━━━━━ DATA EXTRACT

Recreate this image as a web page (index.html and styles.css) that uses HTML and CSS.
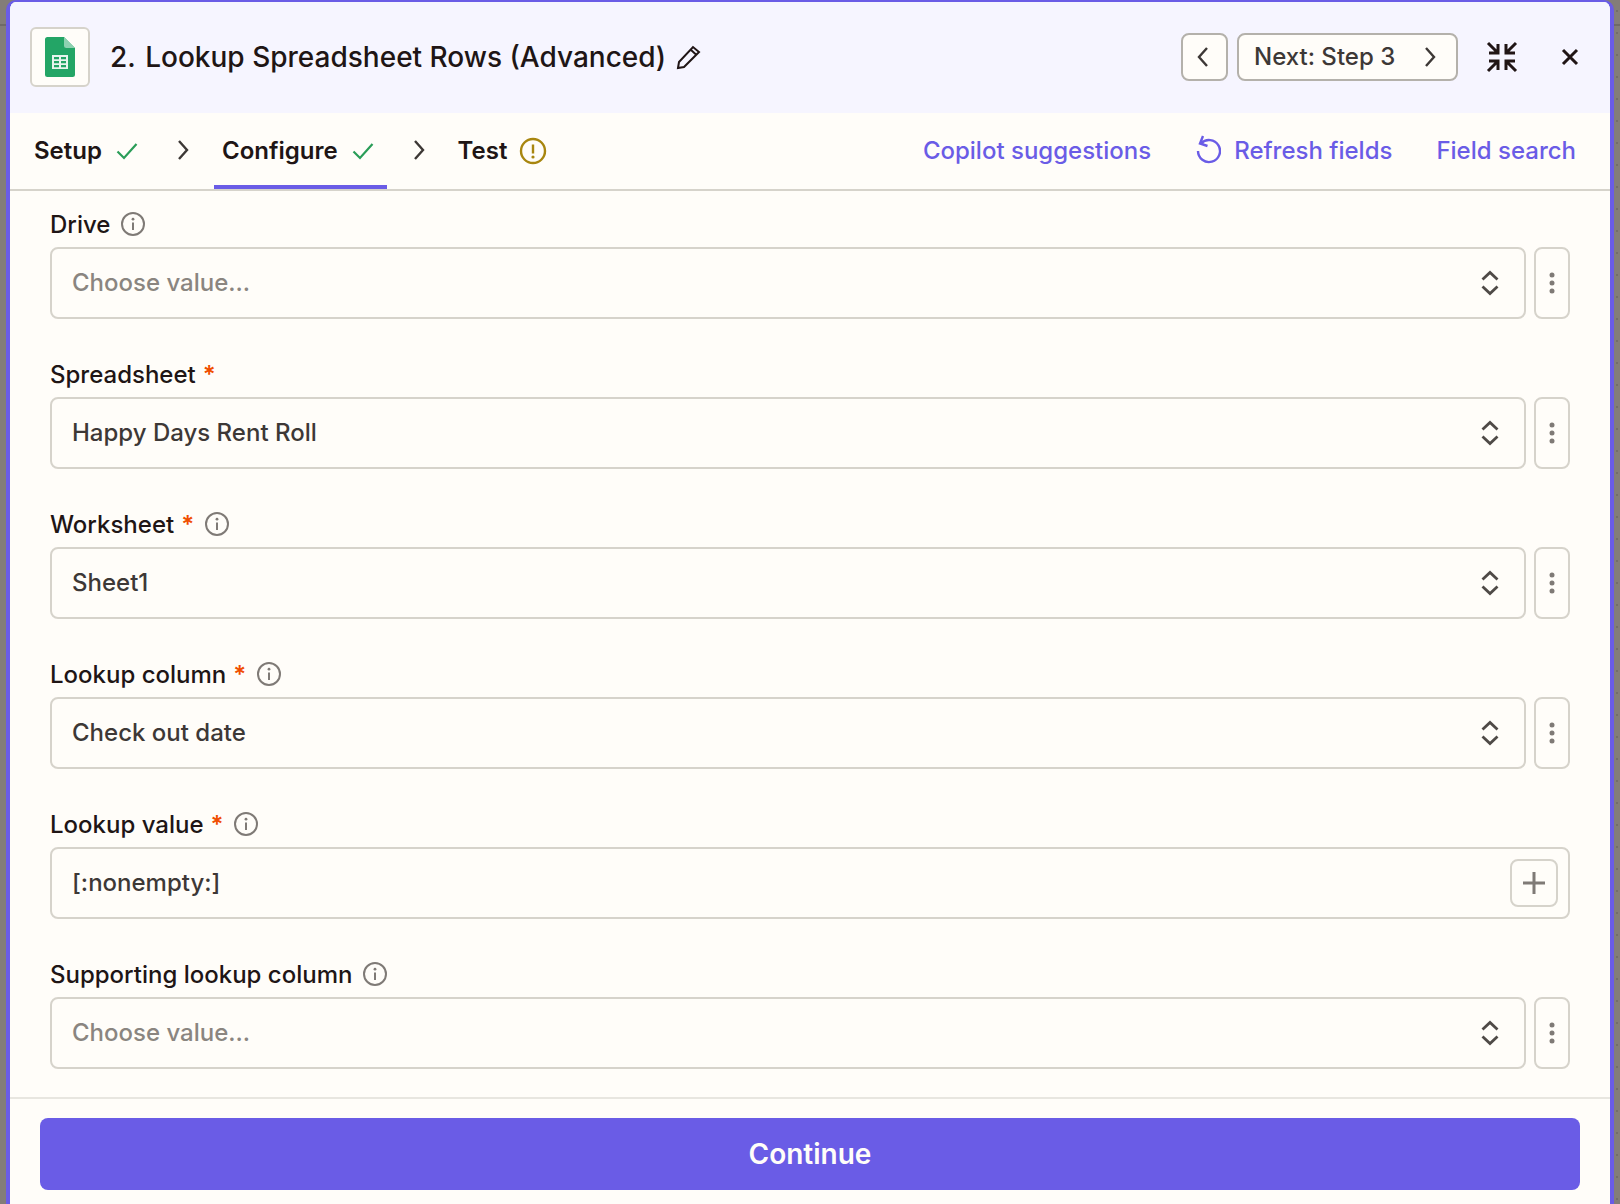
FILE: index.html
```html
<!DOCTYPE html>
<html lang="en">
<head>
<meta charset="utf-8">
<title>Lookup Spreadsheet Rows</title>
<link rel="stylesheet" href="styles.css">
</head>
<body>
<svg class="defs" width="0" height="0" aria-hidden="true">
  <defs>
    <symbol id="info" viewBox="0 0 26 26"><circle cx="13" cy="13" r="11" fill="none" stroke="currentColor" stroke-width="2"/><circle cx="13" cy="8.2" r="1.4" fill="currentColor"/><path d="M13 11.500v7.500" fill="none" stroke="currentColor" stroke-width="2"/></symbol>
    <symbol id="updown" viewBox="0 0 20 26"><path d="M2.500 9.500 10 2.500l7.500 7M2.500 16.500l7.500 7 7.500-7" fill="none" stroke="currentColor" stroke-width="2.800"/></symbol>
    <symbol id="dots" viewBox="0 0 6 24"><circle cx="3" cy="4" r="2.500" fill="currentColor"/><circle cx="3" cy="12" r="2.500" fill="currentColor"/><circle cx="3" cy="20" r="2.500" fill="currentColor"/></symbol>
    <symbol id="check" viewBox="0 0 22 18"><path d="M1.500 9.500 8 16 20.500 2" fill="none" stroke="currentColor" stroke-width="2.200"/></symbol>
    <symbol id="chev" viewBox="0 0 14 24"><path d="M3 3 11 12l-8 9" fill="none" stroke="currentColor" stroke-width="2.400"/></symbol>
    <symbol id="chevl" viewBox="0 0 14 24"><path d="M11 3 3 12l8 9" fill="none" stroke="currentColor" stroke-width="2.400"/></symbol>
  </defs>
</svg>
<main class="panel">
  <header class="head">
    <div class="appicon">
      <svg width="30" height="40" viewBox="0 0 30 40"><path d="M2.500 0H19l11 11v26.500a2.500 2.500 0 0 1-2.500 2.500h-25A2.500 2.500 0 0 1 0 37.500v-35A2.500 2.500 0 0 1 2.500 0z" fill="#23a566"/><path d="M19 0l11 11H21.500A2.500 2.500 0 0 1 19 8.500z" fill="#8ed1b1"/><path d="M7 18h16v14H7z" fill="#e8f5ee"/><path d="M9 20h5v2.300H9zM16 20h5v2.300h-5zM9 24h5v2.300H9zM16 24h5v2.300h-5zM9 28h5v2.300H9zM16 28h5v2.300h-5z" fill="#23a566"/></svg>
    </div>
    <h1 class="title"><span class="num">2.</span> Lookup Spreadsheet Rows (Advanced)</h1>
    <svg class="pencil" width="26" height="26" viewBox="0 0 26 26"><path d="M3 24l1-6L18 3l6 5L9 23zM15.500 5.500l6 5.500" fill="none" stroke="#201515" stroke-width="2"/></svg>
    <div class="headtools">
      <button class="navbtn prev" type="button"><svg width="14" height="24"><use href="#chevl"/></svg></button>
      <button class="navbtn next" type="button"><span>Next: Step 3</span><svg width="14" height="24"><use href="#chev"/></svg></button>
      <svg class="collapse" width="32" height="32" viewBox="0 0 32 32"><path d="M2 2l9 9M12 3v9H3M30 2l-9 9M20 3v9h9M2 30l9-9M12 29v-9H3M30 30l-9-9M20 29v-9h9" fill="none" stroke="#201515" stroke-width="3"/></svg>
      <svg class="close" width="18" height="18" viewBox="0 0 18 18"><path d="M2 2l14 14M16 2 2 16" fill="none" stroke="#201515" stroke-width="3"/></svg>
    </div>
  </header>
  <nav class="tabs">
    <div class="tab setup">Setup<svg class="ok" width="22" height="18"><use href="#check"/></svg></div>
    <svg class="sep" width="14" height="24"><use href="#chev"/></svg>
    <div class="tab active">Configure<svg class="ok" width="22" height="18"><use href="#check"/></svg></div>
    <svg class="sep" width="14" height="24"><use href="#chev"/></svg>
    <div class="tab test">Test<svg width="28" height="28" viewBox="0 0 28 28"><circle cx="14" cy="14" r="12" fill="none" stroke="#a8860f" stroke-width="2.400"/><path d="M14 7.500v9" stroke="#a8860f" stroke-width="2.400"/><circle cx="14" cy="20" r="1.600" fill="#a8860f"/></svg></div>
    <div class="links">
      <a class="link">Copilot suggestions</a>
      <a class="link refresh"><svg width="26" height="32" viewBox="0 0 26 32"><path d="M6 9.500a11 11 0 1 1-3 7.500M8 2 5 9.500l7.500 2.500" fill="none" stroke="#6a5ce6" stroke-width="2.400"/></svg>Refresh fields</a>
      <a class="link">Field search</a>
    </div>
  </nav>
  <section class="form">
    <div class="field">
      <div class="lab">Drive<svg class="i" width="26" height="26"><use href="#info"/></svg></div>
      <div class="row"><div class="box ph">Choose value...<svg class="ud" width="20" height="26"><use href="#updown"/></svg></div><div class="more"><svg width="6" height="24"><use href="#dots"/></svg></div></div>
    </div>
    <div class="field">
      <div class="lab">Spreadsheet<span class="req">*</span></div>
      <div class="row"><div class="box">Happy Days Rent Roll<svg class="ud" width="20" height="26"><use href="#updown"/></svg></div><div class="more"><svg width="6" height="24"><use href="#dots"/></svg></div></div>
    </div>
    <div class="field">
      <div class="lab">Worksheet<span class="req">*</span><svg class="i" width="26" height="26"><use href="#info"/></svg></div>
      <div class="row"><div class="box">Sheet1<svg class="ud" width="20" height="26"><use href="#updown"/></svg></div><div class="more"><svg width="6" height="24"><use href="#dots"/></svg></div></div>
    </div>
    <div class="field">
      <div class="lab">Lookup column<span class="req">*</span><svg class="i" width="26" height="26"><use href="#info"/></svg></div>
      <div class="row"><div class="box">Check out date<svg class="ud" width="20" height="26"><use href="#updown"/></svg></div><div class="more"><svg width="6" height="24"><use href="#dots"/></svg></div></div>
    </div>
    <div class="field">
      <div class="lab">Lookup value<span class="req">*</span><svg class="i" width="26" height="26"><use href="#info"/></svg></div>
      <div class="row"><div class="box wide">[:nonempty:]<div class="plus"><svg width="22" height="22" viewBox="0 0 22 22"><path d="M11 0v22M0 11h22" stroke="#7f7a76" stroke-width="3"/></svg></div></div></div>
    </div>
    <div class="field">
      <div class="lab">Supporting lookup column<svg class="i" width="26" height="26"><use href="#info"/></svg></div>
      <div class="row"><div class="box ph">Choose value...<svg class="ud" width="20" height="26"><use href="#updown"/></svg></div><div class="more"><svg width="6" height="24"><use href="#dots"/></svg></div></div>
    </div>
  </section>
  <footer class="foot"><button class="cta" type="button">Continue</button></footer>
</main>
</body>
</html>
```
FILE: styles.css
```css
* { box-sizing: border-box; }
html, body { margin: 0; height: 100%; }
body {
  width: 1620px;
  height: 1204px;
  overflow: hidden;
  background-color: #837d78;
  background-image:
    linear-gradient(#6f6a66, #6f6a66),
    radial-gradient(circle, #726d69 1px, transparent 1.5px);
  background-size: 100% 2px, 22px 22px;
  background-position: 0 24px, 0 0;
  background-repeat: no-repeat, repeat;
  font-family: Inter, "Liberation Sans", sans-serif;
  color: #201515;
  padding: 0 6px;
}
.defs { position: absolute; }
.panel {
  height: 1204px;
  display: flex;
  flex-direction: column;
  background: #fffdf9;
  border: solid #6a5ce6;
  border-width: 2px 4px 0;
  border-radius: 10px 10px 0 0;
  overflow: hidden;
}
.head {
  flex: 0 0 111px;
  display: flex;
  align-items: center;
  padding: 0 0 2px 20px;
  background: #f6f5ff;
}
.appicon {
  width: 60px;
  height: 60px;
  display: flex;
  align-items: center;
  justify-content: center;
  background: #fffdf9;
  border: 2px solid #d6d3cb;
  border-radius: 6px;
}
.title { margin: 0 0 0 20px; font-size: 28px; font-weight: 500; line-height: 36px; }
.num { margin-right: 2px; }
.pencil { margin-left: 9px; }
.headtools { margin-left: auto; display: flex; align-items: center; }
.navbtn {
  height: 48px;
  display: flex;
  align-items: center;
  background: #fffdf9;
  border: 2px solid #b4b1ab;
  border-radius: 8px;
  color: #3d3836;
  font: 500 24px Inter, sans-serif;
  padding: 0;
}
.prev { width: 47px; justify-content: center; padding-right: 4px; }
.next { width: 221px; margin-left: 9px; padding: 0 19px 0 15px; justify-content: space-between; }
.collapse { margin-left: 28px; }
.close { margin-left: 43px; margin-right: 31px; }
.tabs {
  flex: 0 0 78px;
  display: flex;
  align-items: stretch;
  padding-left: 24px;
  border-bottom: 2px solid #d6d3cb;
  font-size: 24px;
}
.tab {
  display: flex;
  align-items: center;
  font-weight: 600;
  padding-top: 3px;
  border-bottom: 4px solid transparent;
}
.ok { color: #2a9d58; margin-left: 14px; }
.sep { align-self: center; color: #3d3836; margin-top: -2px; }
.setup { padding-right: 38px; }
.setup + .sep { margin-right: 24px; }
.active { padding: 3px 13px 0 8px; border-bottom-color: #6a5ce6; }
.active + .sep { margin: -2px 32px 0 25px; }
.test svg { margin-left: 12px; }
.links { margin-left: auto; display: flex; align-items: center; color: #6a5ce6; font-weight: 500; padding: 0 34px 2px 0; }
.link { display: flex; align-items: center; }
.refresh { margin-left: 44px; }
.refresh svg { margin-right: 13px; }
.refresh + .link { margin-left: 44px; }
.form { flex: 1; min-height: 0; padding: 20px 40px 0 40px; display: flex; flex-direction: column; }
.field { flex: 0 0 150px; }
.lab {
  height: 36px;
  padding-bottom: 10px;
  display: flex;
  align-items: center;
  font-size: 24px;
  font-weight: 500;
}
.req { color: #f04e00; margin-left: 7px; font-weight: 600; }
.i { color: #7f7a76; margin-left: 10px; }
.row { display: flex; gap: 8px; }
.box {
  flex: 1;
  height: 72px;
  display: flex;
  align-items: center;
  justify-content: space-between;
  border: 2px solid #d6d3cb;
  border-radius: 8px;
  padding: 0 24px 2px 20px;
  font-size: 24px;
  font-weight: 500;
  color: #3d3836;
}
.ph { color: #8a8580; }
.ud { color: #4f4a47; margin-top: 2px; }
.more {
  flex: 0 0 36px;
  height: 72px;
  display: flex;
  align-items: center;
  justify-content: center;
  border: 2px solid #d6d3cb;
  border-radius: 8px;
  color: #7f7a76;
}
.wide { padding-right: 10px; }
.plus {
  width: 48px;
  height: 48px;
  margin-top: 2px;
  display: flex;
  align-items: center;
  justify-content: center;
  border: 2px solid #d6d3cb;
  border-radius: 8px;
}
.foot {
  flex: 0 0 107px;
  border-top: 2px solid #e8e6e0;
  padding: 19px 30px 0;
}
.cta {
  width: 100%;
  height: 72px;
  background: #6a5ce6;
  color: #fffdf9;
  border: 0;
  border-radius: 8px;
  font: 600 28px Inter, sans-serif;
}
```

━━━━━━━━━━

> **TASK DIRECTIONS**: Copy every single line of the material above that holds "styles".

> **SOLUTION FOR THIS PROBLEM**:
Recreate this image as a web page (index.html and styles.css) that uses HTML and CSS.
<link rel="stylesheet" href="styles.css">
FILE: styles.css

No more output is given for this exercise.